We have carefully considered the responses, many of which were submitted on behalf of organisations from a range of sectors. The Department of Health and Social Care and the Department for Culture, Media and Sport also engaged with stakeholders throughout the consultation period to understand a broad range of views.
I am delighted to inform the House that the Government are today laying before Parliament the Advertising (Less Healthy Food and Drink) (Brand Advertising Exemption) Regulations 2025, and an explanatory memorandum. The Government will also be publishing our response to the consultation on gov.uk.
We have been careful to protect the primary policy objective by ensuring that the regulations set robust and objective criteria to permit only brand advertising that does not identify specific less healthy food or drink products. This means we are being tough on junk food advertising but not pigeon-holing brands as “less healthy”; instead, we are incentivising them to reformulate and promote their healthier products.
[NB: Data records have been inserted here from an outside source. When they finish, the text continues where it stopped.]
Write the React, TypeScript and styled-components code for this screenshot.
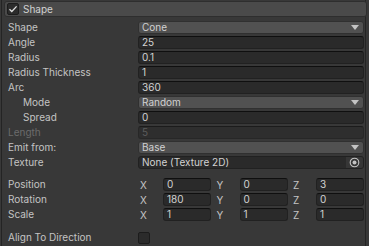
import React from "react";
import styled, { createGlobalStyle } from "styled-components";

const Global = createGlobalStyle`
  html, body { margin: 0; padding: 0; background: #383838; }
  body { font-family: Inter, "Noto Sans", sans-serif; font-size: 10px; color: #c4c4c4; }
  * { box-sizing: border-box; }
`;

const Root = styled.div`
  width: 369px;
  height: 246px;
  overflow: hidden;
  background: #383838;
`;

const Frame = styled.div`
  margin-left: 1px;
  width: 365px;
  border-left: 1px solid #242424;
  border-right: 1px solid #242424;
  display: flex;
  flex-direction: column;
  padding-bottom: 4px;
`;

const Header = styled.div`
  flex-shrink: 0;
  margin: 1px -2px 0 2px;
  height: 16px;
  background: #4a4a4a;
  border: 1px solid #2e2e2e;
  border-radius: 3px;
  display: flex;
  align-items: center;
  gap: 4px;
  padding-left: 2px;
  color: #d2d2d2;
`;

const Check = styled.span<{ $size?: number }>`
  flex-shrink: 0;
  width: ${(p) => p.$size ?? 12}px;
  height: ${(p) => p.$size ?? 12}px;
  border-radius: 2px;
  background: #2b2b2b;
  border: 1px solid #1c1c1c;
  display: inline-flex;
  align-items: center;
  justify-content: center;
`;

const Body = styled.div`
  display: flex;
  flex-direction: column;
  padding: 3px 0 0 6px;
`;

const Row = styled.div<{ $gapTop?: number }>`
  flex-shrink: 0;
  display: grid;
  grid-template-columns: 130px 226px;
  height: 15px;
  align-items: center;
  margin-top: ${(p) => p.$gapTop ?? 0}px;
`;

const Label = styled.div<{ $indent?: boolean; $disabled?: boolean }>`
  padding-left: ${(p) => (p.$indent ? 15 : 0)}px;
  color: ${(p) => (p.$disabled ? "#6b6b6b" : "#c4c4c4")};
  line-height: 15px;
  white-space: nowrap;
`;

const Field = styled.div<{ $disabled?: boolean }>`
  height: 13px;
  background: #2a2a2a;
  border: 1px solid #212121;
  border-top-color: #0f0f0f;
  border-radius: 3px;
  padding-left: 3px;
  line-height: 11px;
  color: ${(p) => (p.$disabled ? "#6b6b6b" : "#d2d2d2")};
  opacity: ${(p) => (p.$disabled ? 0.7 : 1)};
`;

const Dropdown = styled.div`
  height: 13px;
  background: #515151;
  border: 1px solid #303030;
  border-radius: 3px;
  padding: 0 3px;
  line-height: 11px;
  color: #d2d2d2;
  display: flex;
  justify-content: space-between;
  align-items: center;
`;

const Arrow = styled.span`
  width: 0;
  height: 0;
  border-left: 4px solid transparent;
  border-right: 4px solid transparent;
  border-top: 5px solid #c4c4c4;
  margin-right: 1px;
`;

const ObjectField = styled.div`
  height: 13px;
  background: #2a2a2a;
  border: 1px solid #212121;
  border-radius: 3px;
  padding-left: 3px;
  line-height: 11px;
  color: #d2d2d2;
  display: flex;
  justify-content: space-between;
  align-items: stretch;
`;

const PickButton = styled.span`
  width: 17px;
  background: #363636;
  border-radius: 0 2px 2px 0;
  display: flex;
  align-items: center;
  justify-content: center;
`;

const Vector = styled.div`
  display: grid;
  grid-template-columns: repeat(3, 1fr);
  column-gap: 3.5px;
`;

const Axis = styled.div`
  display: grid;
  grid-template-columns: 25px 1fr;
  align-items: center;
`;

const AxisLabel = styled.span`
  padding-left: 2px;
  color: #c4c4c4;
`;

const Dd = ({ v }: { v: string }) => (
  <Dropdown>
    <span>{v}</span>
    <Arrow />
  </Dropdown>
);

const Vec = ({ v }: { v: [string, string, string] }) => (
  <Vector>
    {(["X", "Y", "Z"] as const).map((a, i) => (
      <Axis key={a}>
        <AxisLabel>{a}</AxisLabel>
        <Field>{v[i]}</Field>
      </Axis>
    ))}
  </Vector>
);

export default function App() {
  return (
    <Root>
      <Global />
      <Frame>
        <Header>
          <Check>
            <svg width="10" height="10" viewBox="0 0 10 10">
              <path d="M1.5 5.2 L3.8 7.5 L8.6 2.4" fill="none" stroke="#e0e0e0" strokeWidth="1.3" />
            </svg>
          </Check>
          <span>Shape</span>
        </Header>
        <Body>
          <Row>
            <Label>Shape</Label>
            <Dd v="Cone" />
          </Row>
          <Row>
            <Label>Angle</Label>
            <Field>25</Field>
          </Row>
          <Row>
            <Label>Radius</Label>
            <Field>0.1</Field>
          </Row>
          <Row>
            <Label>Radius Thickness</Label>
            <Field>1</Field>
          </Row>
          <Row>
            <Label>Arc</Label>
            <Field>360</Field>
          </Row>
          <Row>
            <Label $indent>Mode</Label>
            <Dd v="Random" />
          </Row>
          <Row>
            <Label $indent>Spread</Label>
            <Field>0</Field>
          </Row>
          <Row>
            <Label $disabled>Length</Label>
            <Field $disabled>5</Field>
          </Row>
          <Row>
            <Label>Emit from:</Label>
            <Dd v="Base" />
          </Row>
          <Row>
            <Label>Texture</Label>
            <ObjectField>
              <span>None (Texture 2D)</span>
              <PickButton>
                <svg width="11" height="11" viewBox="0 0 11 11">
                  <circle cx="5.5" cy="5.5" r="4.3" fill="none" stroke="#c4c4c4" strokeWidth="1.1" />
                  <circle cx="5.5" cy="5.5" r="2" fill="#c4c4c4" />
                </svg>
              </PickButton>
            </ObjectField>
          </Row>
          <Row $gapTop={7}>
            <Label>Position</Label>
            <Vec v={["0", "0", "3"]} />
          </Row>
          <Row>
            <Label>Rotation</Label>
            <Vec v={["180", "0", "0"]} />
          </Row>
          <Row>
            <Label>Scale</Label>
            <Vec v={["1", "1", "1"]} />
          </Row>
          <Row $gapTop={8}>
            <Label>Align To Direction</Label>
            <Check $size={12} />
          </Row>
        </Body>
      </Frame>
    </Root>
  );
}
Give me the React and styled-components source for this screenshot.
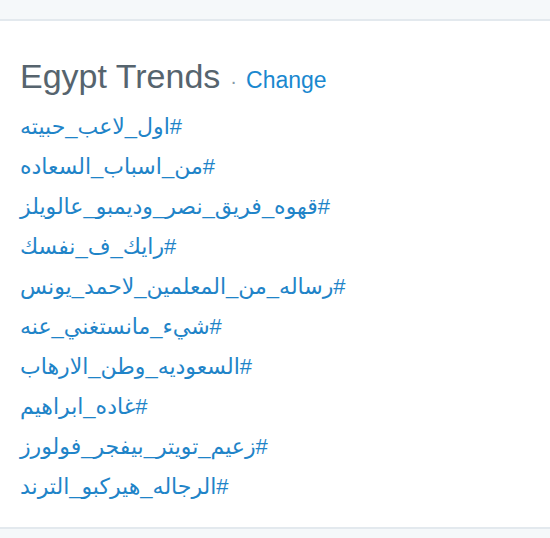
import React from "react";
import styled, { createGlobalStyle } from "styled-components";

const GlobalStyle = createGlobalStyle`
  html, body {
    margin: 0;
    padding: 0;
    background: #f5f8fa;
  }

  body {
    font-family: "Liberation Sans", Arial, "DejaVu Sans", sans-serif;
  }
`;

const Page = styled.div`
  padding: 19px 0 10px;
  min-height: 538px;
  box-sizing: border-box;
`;

const Card = styled.section`
  background: #fff;
  border-top: 2px solid #e3e9ee;
  border-bottom: 2px solid #e3e9ee;
  height: 510px;
  box-sizing: border-box;
  padding: 35px 20px 0;
`;

const Header = styled.h3`
  margin: 0 0 5px;
  font-weight: normal;
  line-height: 40px;
  white-space: nowrap;
`;

const Title = styled.span`
  font-size: 34px;
  color: #56646e;
`;

const Dot = styled.span`
  font-size: 20px;
  color: #8899a6;
  margin: 0 9px 0 10px;
`;

const ChangeLink = styled.a`
  font-size: 23px;
  color: #1a88cf;
  text-decoration: none;
  cursor: pointer;
`;

const TrendList = styled.ul`
  list-style: none;
  margin: 0;
  padding: 0;
`;

const TrendItem = styled.li`
  height: 40px;
  line-height: 40px;
`;

const TrendLink = styled.a`
  display: inline-block;
  font-size: 22px;
  color: #1f84c8;
  text-decoration: none;
  cursor: pointer;
`;

const trends = [
  "#اول_لاعب_حبيته",
  "#من_اسباب_السعاده",
  "#قهوه_فريق_نصر_وديمبو_عالويلز",
  "#رايك_ف_نفسك",
  "#رساله_من_المعلمين_لاحمد_يونس",
  "#شيء_مانستغني_عنه",
  "#السعوديه_وطن_الارهاب",
  "#غاده_ابراهيم",
  "#زعيم_تويتر_بيفجر_فولورز",
  "#الرجاله_هيركبو_الترند",
];

const App = () => {
  return (
    <>
      <GlobalStyle />
      <Page>
        <Card>
          <Header>
            <Title>Egypt Trends</Title>
            <Dot>·</Dot>
            <ChangeLink>Change</ChangeLink>
          </Header>
          <TrendList>
            {trends.map((tag) => (
              <TrendItem key={tag}>
                <TrendLink dir="rtl">{tag}</TrendLink>
              </TrendItem>
            ))}
          </TrendList>
        </Card>
      </Page>
    </>
  );
};

export default App;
The regulations will enable the regulators to provide clear guidance on how they will enforce the restrictions. They will also allow industry to invest in advertising campaigns with confidence that they will be compliant.
Laying this legislation today demonstrates our rapid progress towards implementing the advertising restrictions, which will take legal effect on 5 January 2026. As I set out in my previous written ministerial statement—[Official Report, 22 May 2025; Vol. 767, c. 51WS.]—we have secured a unique commitment from advertisers and broadcasters, with the support of online platforms, to voluntarily comply with the restrictions from 1 October 2025. We welcome this co-operation.
We will now work closely with Ofcom and the Advertising Standards Authority as they finalise their implementation guidance. I am delighted that, in taking this action, we are tackling childhood obesity head-on by removing up to 7.2 billion calories from UK children’s diets each year.